Multi-level Product Category Prediction through Text Classification
Wesley Ferreira Maia, Angelo Carmignani, Gabriel Bortoli, Lucas Maretti, David Luz, Daniel Camilo Fuentes Guzman, Marcos Jardel Henriques, Francisco Louzada Neto
TL;DR
This work tackles multi-level product category prediction in the Brazilian retail domain by comparing LSTM and BERT models on a Portuguese dataset. It combines data augmentation via web scraping and the focal loss to address class imbalance, achieving strong performance across segments, categories, subcategories, and products—particularly with BERT on detailed categories. The study demonstrates that carefully chosen embeddings and augmentation strategies significantly enhance NLP performance in retail, offering practical guidance for deployment. Overall, the findings validate the value of transformer-based models with targeted preprocessing for hierarchical product classification in real-world retail settings.
Abstract
This article investigates applying advanced machine learning models, specifically LSTM and BERT, for text classification to predict multiple categories in the retail sector. The study demonstrates how applying data augmentation techniques and the focal loss function can significantly enhance accuracy in classifying products into multiple categories using a robust Brazilian retail dataset.

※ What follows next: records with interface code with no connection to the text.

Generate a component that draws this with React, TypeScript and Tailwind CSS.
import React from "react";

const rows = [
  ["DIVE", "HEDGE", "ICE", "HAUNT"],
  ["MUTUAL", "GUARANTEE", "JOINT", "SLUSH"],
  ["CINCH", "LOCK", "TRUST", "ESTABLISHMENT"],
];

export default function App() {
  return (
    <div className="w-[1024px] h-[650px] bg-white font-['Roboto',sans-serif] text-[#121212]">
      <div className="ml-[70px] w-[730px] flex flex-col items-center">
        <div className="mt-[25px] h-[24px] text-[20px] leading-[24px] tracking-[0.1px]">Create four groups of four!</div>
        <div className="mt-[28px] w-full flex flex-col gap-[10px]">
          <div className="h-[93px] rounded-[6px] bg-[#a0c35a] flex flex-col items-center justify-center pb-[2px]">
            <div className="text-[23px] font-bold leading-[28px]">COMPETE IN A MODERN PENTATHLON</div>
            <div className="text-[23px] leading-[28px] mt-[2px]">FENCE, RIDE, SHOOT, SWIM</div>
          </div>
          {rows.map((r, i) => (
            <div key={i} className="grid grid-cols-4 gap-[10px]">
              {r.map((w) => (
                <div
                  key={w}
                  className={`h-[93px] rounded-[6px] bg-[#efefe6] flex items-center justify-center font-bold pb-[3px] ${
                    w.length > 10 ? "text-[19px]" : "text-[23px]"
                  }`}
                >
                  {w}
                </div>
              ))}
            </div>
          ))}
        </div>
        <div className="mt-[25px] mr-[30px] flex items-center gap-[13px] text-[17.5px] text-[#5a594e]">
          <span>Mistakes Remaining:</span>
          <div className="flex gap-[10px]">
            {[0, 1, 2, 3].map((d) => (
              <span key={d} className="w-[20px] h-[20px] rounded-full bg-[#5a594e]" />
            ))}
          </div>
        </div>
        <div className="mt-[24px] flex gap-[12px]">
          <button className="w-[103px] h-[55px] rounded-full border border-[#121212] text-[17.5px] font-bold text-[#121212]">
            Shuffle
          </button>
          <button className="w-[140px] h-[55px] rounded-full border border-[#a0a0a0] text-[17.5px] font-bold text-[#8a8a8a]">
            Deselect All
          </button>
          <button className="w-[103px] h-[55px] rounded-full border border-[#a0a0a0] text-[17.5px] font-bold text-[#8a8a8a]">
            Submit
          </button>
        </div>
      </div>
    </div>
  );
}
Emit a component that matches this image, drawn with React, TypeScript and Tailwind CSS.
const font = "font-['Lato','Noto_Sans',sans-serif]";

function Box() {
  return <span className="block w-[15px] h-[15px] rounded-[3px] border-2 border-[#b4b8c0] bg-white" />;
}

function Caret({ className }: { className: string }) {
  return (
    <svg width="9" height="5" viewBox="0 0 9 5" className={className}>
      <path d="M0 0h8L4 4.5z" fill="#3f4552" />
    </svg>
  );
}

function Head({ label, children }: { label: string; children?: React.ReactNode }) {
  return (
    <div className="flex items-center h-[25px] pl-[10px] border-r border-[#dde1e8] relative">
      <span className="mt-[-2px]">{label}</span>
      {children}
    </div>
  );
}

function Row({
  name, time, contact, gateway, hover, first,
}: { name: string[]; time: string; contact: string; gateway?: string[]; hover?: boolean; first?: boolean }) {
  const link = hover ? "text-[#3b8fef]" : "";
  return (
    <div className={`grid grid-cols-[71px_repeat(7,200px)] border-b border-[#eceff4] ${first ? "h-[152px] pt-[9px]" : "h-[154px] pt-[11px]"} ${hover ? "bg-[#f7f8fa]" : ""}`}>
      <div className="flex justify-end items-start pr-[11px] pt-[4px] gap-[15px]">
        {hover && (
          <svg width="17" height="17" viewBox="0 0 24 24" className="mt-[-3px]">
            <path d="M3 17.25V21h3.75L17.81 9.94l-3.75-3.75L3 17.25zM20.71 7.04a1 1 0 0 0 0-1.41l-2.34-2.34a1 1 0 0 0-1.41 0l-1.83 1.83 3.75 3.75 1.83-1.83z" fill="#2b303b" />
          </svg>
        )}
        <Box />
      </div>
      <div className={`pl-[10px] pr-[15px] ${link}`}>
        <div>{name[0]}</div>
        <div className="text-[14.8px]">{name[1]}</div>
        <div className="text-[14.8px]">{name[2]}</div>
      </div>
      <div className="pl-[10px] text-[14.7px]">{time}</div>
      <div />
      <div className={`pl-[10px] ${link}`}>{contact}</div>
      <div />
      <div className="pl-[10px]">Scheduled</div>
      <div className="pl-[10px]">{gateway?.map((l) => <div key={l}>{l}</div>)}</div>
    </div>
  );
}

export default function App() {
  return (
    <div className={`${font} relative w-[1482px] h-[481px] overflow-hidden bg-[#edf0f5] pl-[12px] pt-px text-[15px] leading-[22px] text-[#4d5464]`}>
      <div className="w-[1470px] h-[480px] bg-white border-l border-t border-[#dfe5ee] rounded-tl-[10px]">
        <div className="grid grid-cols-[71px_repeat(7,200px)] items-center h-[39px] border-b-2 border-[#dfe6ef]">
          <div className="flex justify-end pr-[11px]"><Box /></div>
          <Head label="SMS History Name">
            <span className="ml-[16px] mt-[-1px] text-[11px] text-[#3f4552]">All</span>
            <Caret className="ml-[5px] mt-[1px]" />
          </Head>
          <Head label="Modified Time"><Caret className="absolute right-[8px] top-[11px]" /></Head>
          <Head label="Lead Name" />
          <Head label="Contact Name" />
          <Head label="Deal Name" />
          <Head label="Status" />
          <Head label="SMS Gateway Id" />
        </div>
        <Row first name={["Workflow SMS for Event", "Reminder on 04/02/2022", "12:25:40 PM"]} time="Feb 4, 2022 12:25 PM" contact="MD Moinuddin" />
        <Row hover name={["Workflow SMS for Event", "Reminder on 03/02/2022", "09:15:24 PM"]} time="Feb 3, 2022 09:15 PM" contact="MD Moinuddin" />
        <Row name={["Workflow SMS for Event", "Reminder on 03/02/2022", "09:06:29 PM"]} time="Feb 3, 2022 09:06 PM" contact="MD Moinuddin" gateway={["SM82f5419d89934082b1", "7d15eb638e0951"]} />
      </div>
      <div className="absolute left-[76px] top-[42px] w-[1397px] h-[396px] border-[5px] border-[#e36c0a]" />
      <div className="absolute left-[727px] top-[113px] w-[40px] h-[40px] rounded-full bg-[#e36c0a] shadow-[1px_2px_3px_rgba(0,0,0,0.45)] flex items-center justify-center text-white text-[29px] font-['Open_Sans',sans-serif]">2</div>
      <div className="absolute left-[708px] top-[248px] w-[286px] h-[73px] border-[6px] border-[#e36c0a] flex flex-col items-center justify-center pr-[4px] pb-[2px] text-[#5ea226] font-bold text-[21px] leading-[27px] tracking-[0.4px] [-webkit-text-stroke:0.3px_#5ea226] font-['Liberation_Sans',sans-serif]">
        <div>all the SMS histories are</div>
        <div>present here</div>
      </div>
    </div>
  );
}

The LSTM model, enriched with Brazilian word embedding, and BERT, known for its effectiveness in understanding complex contexts, were adapted and optimized for this specific task. The results showed that the BERT model, with an F1 Macro Score of up to $99\%$ for segments, $96\%$ for categories and subcategories and $93\%$ for name products, outperformed LSTM in more detailed categories. However, LSTM also achieved high performance, especially after applying data augmentation and focal loss techniques. These results underscore the effectiveness of NLP techniques in retail and highlight the importance of the careful selection of modelling and preprocessing strategies. This work contributes significantly to the field of NLP in retail, providing valuable insights for future research and practical applications.